Check whether your program works
It's not a enough --- in fact it's very little --- to have a program which runs and gives you some output. It needs to be the right output. You should therefore construct tests, which are things that the correct program should be able to do, but an incorrect program should not. This means that:
Try to write tests for the component functions, as well as the program as a whole. That way you can see where failures are. Also, it's easier to figure out what the right answers should be for small parts of the problem than the whole.
Try to write tests as very small function which call the component you're testing with controlled input values. For instance, a test for a function which supposedly calculates derivatives might check whether it gets the derivative of x2 or 7e-5x right at ten randomly-chosen points. The testing function should warn you if the computed derivatives differ by more than a tolerance you specify from the actual derivatives. (That's why you're using such simple functions.)
With statistical procedures, tests can look at average or distributional results. For example, I once wrote a program to estimate some parameters by maximum likelihood; I could then use the fact that a likelihood ratio test should have a chi-squared distribution to check that the estimation part was working properly.
Of course, unless you are very clever, or the problem is very simple, a program could pass all your tests and still be wrong, but a program which fails your tests is definitely not right.

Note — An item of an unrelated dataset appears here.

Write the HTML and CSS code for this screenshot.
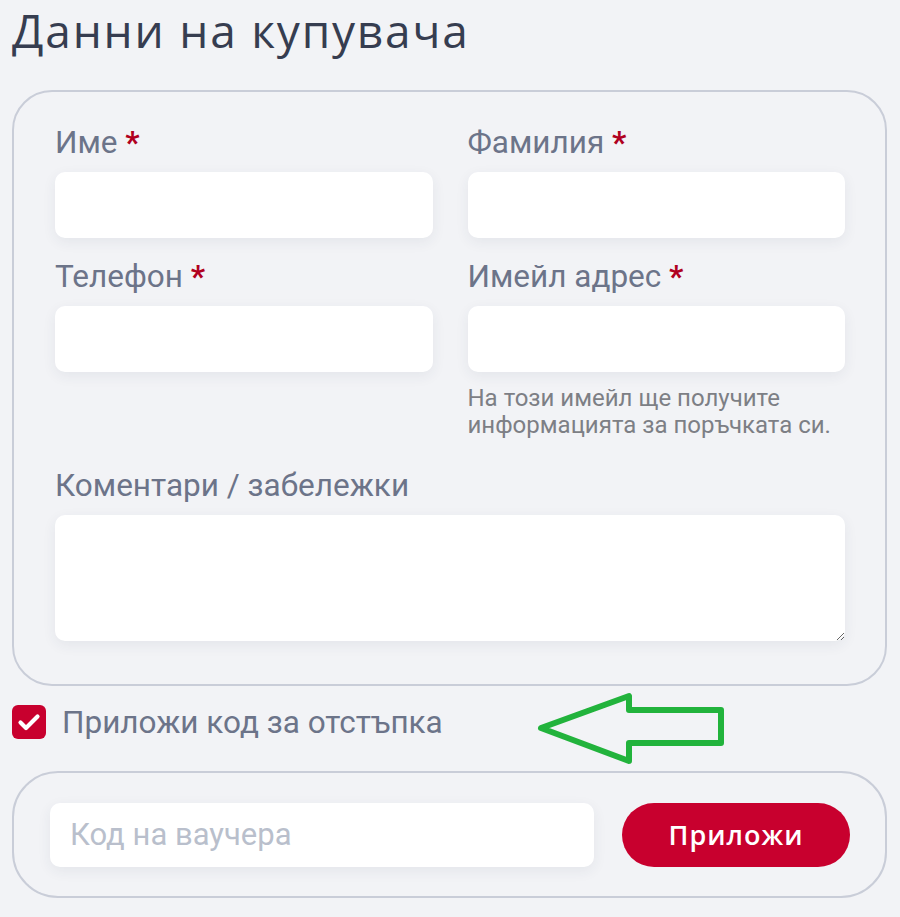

(Some people would actually advise writing your tests before writing any actual functions. They have their reasons but I think that's overkill for my courses.)
Don't give up; complain!
Sometimes you may be convinced that I have given you an impossible programming assignment, or may not be able to get some of the class code to work properly, etc. In these cases, do not just turn in nothing saying "I couldn't get the data file to load". Let me know. Most likely, either there is a trick which I forgot to mention, or I made a mistake in writing out the assignment. Either way, you are much better off telling me and getting help than you are turning in nothing. Of course, this presumes that you start the homework earlier than the night before it's due.
Avoid iteration
This one is very much specific to R. Explicit iteration in R is slow. (We could talk about the reasons for that sometime if you're interested.) In many languages, this would be a reasonable way of summing two vectors:
for (i in 1:length(a)) {
  c[i] = a[i] + b[i]
}
In R, this is stupid. R is designed to do all this in a single "vectorized" operation:
c = a + b
Since we need to add vectors all the time, this is an instance of using a single function repeatedly, rather than writing the same loop many times. (R just happens to call the function "+".) It is also orders of magnitude faster than the explicit loop, if the vectors are at all long. Wherever possible, vectorize your operations. (The apply() function and its relatives are your friends.) With practice, this gets easier and more natural.